More than 150 years ago in a garden at Badasht, Persia, Tahirih, the renowned poet and revolutionary, renounced her veil and, before the stunned male participants, announced through the power of this deed a new age for her gender.
Four years later, at the moment of her execution, she said “You can kill me as soon as you like but you cannot stop the emancipation of women.”
One and a half centuries later, and more than a decade into a new millennium, we remember Tahirih, and all those men and women since who have kept the flame of her cause burning brightly down all the years. They passed this torch on to our generation here today; other peoples, other lands, other centuries.
Those heroines and heroes remain with us, and will continue to inspire and guide us, just as we too must inspire and guide the generations still to come:
Opposition to a newly revealed truth is a common matter of human history; it repeats itself in every age. But of equal historical consistency is the fact that nothing can prevail against an idea whose time has come. The time has arrived for freedom of belief, for harmony between science and religion, faith and reason, for the advancement of women, for freedom from prejudice of every kind. — The Universal House of Justice, 9 September 2007.
In their statement The Promise of World Peace, the Universal House of Justice—the democratically-elected global governing body of the world’s Baha’is—described the important connection between education and discrimination, stating “… ignorance is indisputably the principal reason… for the perpetuation of prejudice.”
If we are to change the cruel, destructive ways women are still treated in many parts of our planet, we must first change the way we think, and the things we value. This can be effected through a process of education—both material and spiritual—that will bring balance to the present state of social and material disequilibrium and contribute to the collective maturation of humanity. This process, called by some the “feminization of the planet,” will bear its true fruit in an age of peace, when the masculine and feminine will find their co-equality.
Abdu’l-Baha, son of Baha’u’llah, the prophet and founder of the Baha’i Faith, described this process:
The world in the past has been ruled by force and man has dominated over woman by reason of his more forceful and aggressive qualities both of body and mind. But the scales are already shifting, force is losing its weight, and mental alertness, intuition and the spiritual qualities of love and service, in which woman is strong, are gaining ascendancy. Hence the new age will be an age less masculine and more permeated with the feminine ideals, or, to speak more exactly, will be an age in which the masculine and feminine elements of civilisation will be more properly balanced. – Abdu’l-Baha, Star of the West, Vol. 2, p. 4.
As we embark on the journey to that new age, we need to identify some of the primary ways we have acquired our present beliefs about the role and value of the sexes, and to explore positive directions for future educational change.

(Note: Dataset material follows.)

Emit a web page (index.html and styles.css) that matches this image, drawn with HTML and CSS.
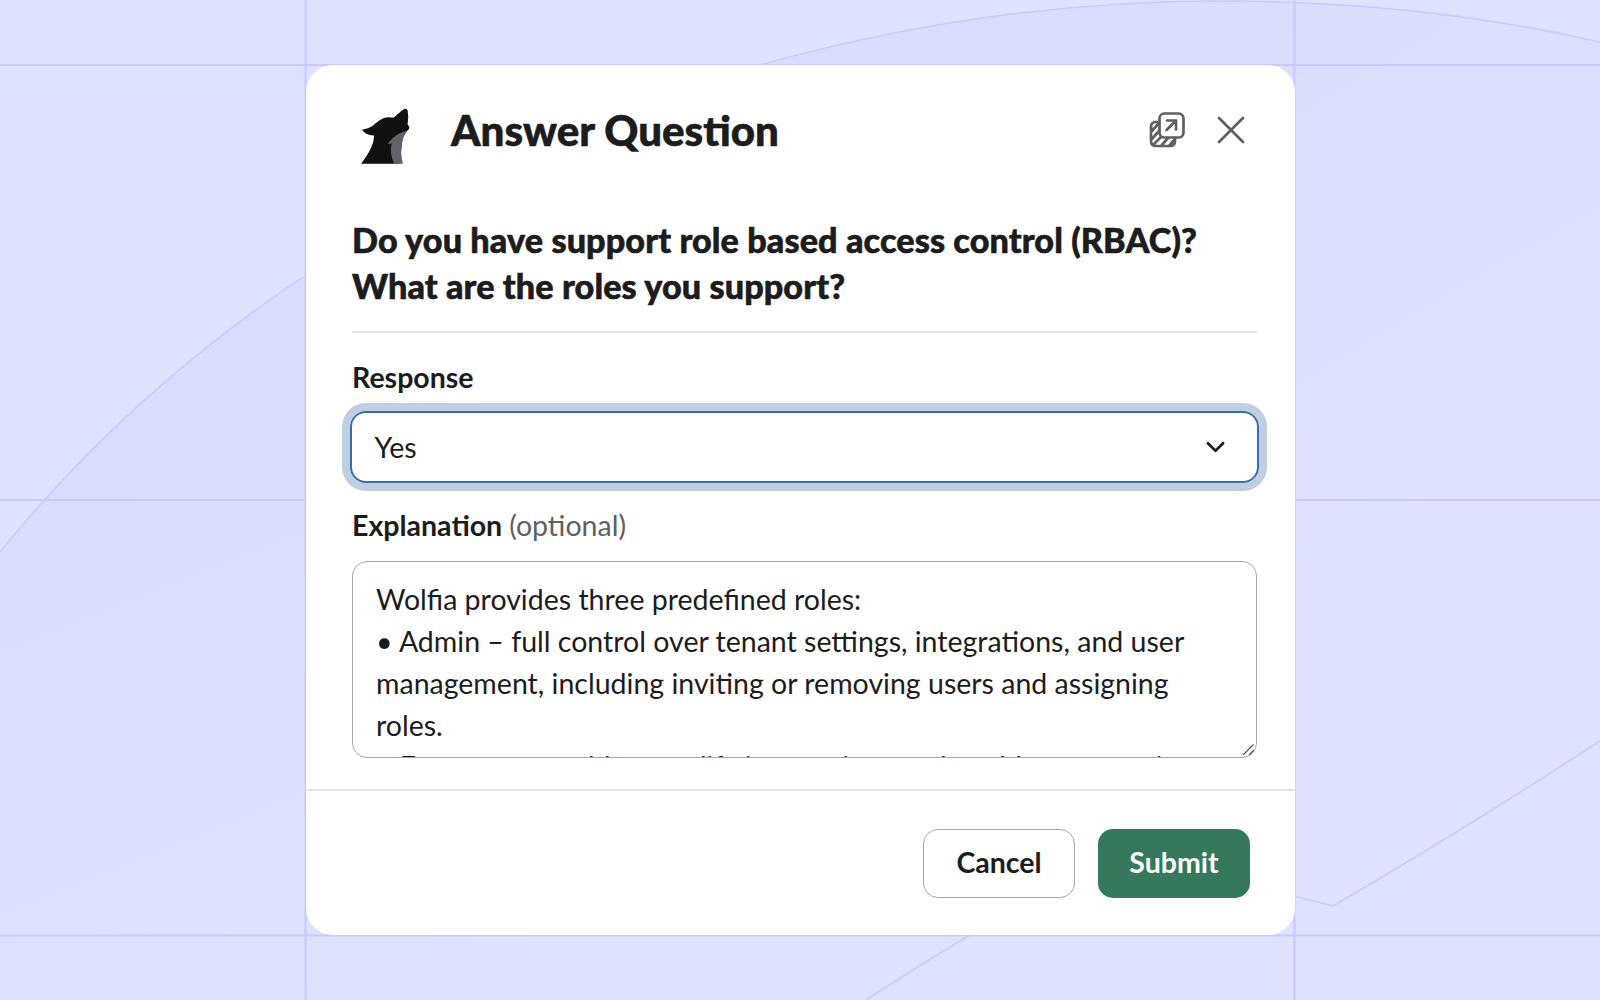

True education creates enduring change. People can learn to behave in outwardly politically correct ways, but the real challenge is to so internalize new values that they become an inseparable part of the individual. This is what Baha’u’llah asks of us when he calls on humanity to become “a new race of men.”
Abdu’l-Baha said “The reality of man is his thought, not his material body.” – Paris Talks, p. 17. Our thoughts become realized in our deeds. In seeking to promote the advancement of women, we need to retrain thoughts, attitudes, beliefs and values. We need to do this for ourselves as individuals, but we also seek to influence others at every level of our personal and collective lives. Just as Tahirih did, we all need to do everything possible to advance the emancipation of women.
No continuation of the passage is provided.